Violence amidst partners, spouses, or coming from either parents towards their children, or children towards elderly or disabled parents of theirs, is not only morally repulsive and blamable, but also legally forbidden. What does that include? The existence of a complete legal protection framework for victims of domestic violence, to which later can resort in order to protect themselves.
Law 3500/2006 (as amended by Law 4531/2018) elevated the unlawful act of domestic violence to be a crime per se, further stipulating that “violence of any kind between family members is prohibited”. Such proclamation means that, as domestic violence is also perceived the mental, emotional, verbal, or sexual violence, upon the condition that it is by facts established, without the need of violence having occurred as concurring offence.
Domestic violence is defined as commission of a criminal offence, against a family member. Most particularly, physical injury or damage to a family member’s health (the provisions of the Penal Code supplementing). Protected persons are set to be, a family or a community consisting of spouses or persons linked to a civil partnership or parents and relatives of first and second degree, by blood or by affinity, and their adopted children. In addition, the provisions on domestic violence apply to permanent partners and their children, common to the both or to one of the partners, to ex-spouses, to the parties of a civil partnership that has been resolved, and to former permanent partners.’
If a family member, as defined above, suffers domestic violence, he/she/it can resort to the police, informing competent authorities, who are required to move of their own motion (ex proprio motu), without the victim having to file a complaint or a law suit.

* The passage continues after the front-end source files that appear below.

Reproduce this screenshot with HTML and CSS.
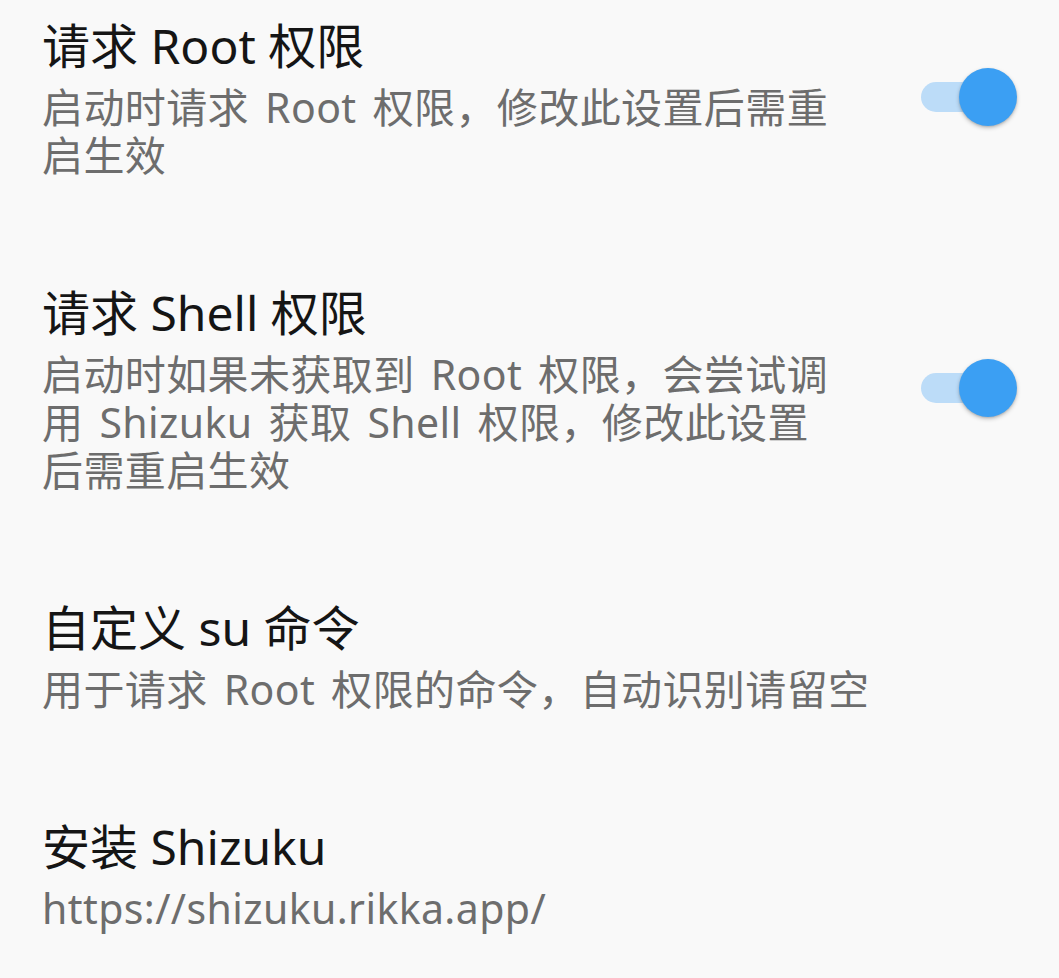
FILE: index.html
```html
<!DOCTYPE html>
<html lang="zh-CN">
<head>
<meta charset="utf-8">
<title>设置</title>
<link rel="stylesheet" href="styles.css">
</head>
<body>
<div class="list">
  <div class="item">
    <div class="text">
      <div class="title">请求 Root 权限</div>
      <div class="summary">启动时请求 Root 权限，修改此设置后需重<br>启生效</div>
    </div>
    <div class="switch on"><span class="track"></span><span class="thumb"></span></div>
  </div>
  <div class="item">
    <div class="text">
      <div class="title">请求 Shell 权限</div>
      <div class="summary">启动时如果未获取到 Root 权限，会尝试调<br>用 Shizuku 获取 Shell 权限，修改此设置<br>后需重启生效</div>
    </div>
    <div class="switch on"><span class="track"></span><span class="thumb"></span></div>
  </div>
  <div class="item">
    <div class="text">
      <div class="title">自定义 su 命令</div>
      <div class="summary">用于请求 Root 权限的命令，自动识别请留空</div>
    </div>
  </div>
  <div class="item">
    <div class="text">
      <div class="title">安装 Shizuku</div>
      <div class="summary">https://shizuku.rikka.app/</div>
    </div>
  </div>
</div>
</body>
</html>
```
FILE: styles.css
```css
html, body {
  margin: 0;
  padding: 0;
  background: #f9f9f9;
}
body {
  font-family: "Noto Sans", "Noto Sans CJK SC", sans-serif;
  width: 1059px;
  height: 978px;
  overflow: hidden;
}
.list {
  display: flex;
  flex-direction: column;
  margin-top: -36px;
}
.item {
  display: flex;
  align-items: center;
  padding: 52px 42px 52px 42px;
}
.text {
  flex: 1;
  min-width: 0;
  white-space: nowrap;
}
.title {
  font-size: 48px;
  line-height: 60px;
  color: #151515;
}
.summary {
  margin-top: 7px;
  font-size: 41px;
  line-height: 48px;
  color: #6d6d6d;
  letter-spacing: 0.4px;
  word-spacing: 5px;
}
.switch {
  position: relative;
  width: 96px;
  height: 60px;
  flex: none;
}
.track {
  position: absolute;
  left: 0;
  top: 14px;
  width: 84px;
  height: 30px;
  border-radius: 15px;
  background: #bcdcf8;
}
.thumb {
  position: absolute;
  right: 0;
  top: 0;
  width: 58px;
  height: 58px;
  border-radius: 50%;
  background: #3b9ff3;
  box-shadow: 0 2px 4px rgba(0, 0, 0, 0.22), 0 1px 2px rgba(0, 0, 0, 0.12);
}
```
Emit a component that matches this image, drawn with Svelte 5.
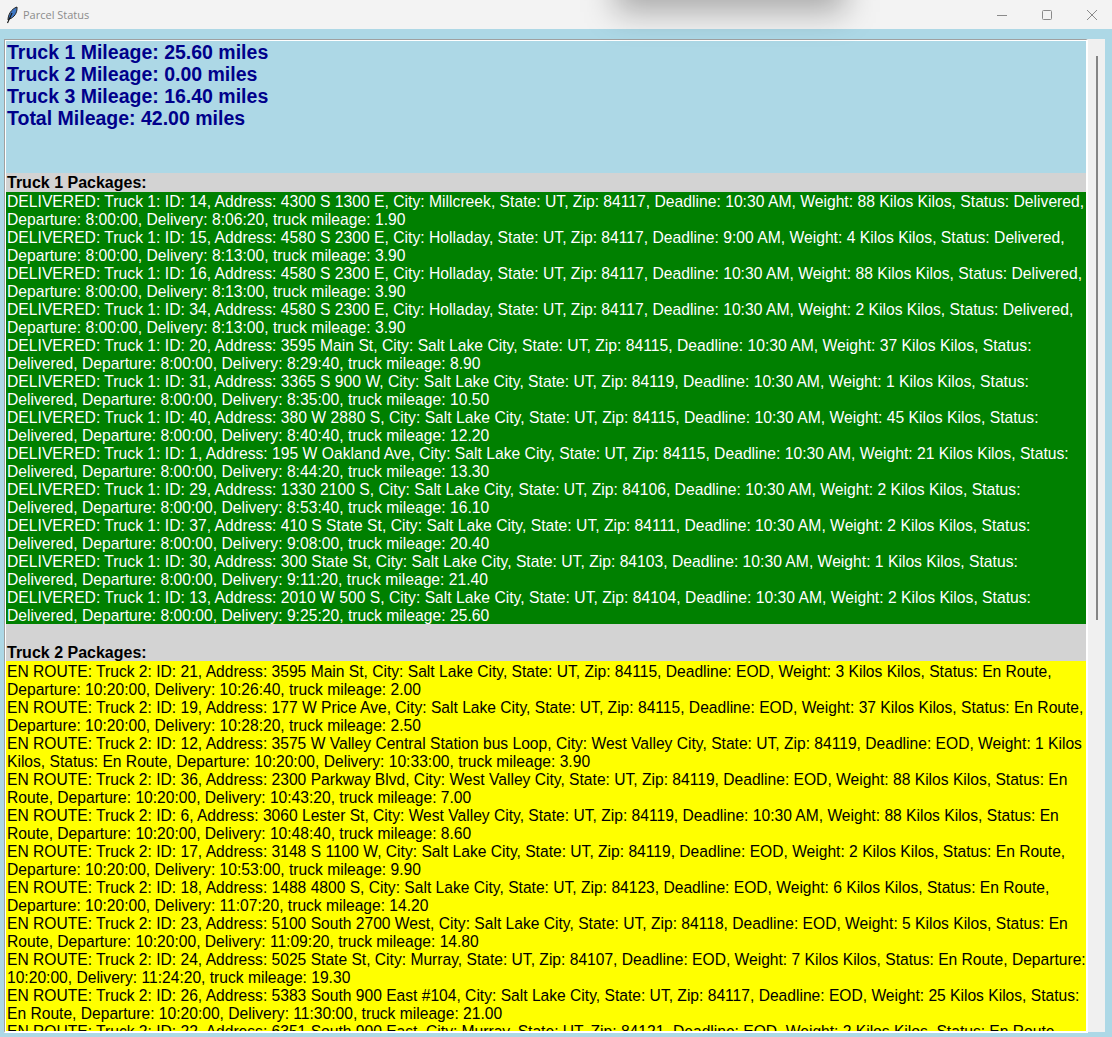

Victims of domestic violence are also given the opportunity to take action before the civil courts, requesting an injunction to temporarily regulate the situation, such as restrictive measures and ban the offender from approaching them. Let us not forget that domestic violence is an interference with the personality of the person affected.
The scope of laws and rules to protect victims of domestic violence goes beyond the limits of the state and extents all the way to international and European conventions, which stress to the States their obligation to protect these people. A recent judgment of the European Court of Human Rights (ECtHR of 9.7.2019, Volodina v. Russia, Appeal 41261/17, source: sakkoulasonline.gr) condemned Russia for failing to protect a female national who was subjected to increased physical and mental violence by her partner, with incidents of kidnapping, death threats, etc., after accepting that the country did not have an effective legal system for domestic violence, whilst, furthermore, the Russian authorities did not investigate the incidents as per the subject’s complaint.
Therefore, and in the light of the new era in which the covid-19 pandemic makes the situation of the victims of domestic violence even harder, or, may create new victims, it is everyone’s responsibility to inform the relevant police authorities if aware of any incident of domestic violence. A call to Direct Action (even anonymous) can protect a fellow man from mental or physical abuse and limit the alarmingly growing phenomenon of domestic violence, which may be next door and not far away as we believe.
We quote Mr. Sotiris Tsiodras from his daily briefing to the public informing on developments of the coronavirus : “it is far better to walk outside in an attempt to soothe unacceptable anger and feelings of violence, at the risk of being fined, than to engage ourselves in domestic violence. Protect our own. We cannot have such phenomena in Greece of the year 2020.”
The actions of the Greek authorities is swift, with the promotion via television, radio and through means of other messaging on how to protect victims of domestic violence, whereas the actions of competent state authorities specializing on the matter, set by state to resolve same situations, is also direct and to the point.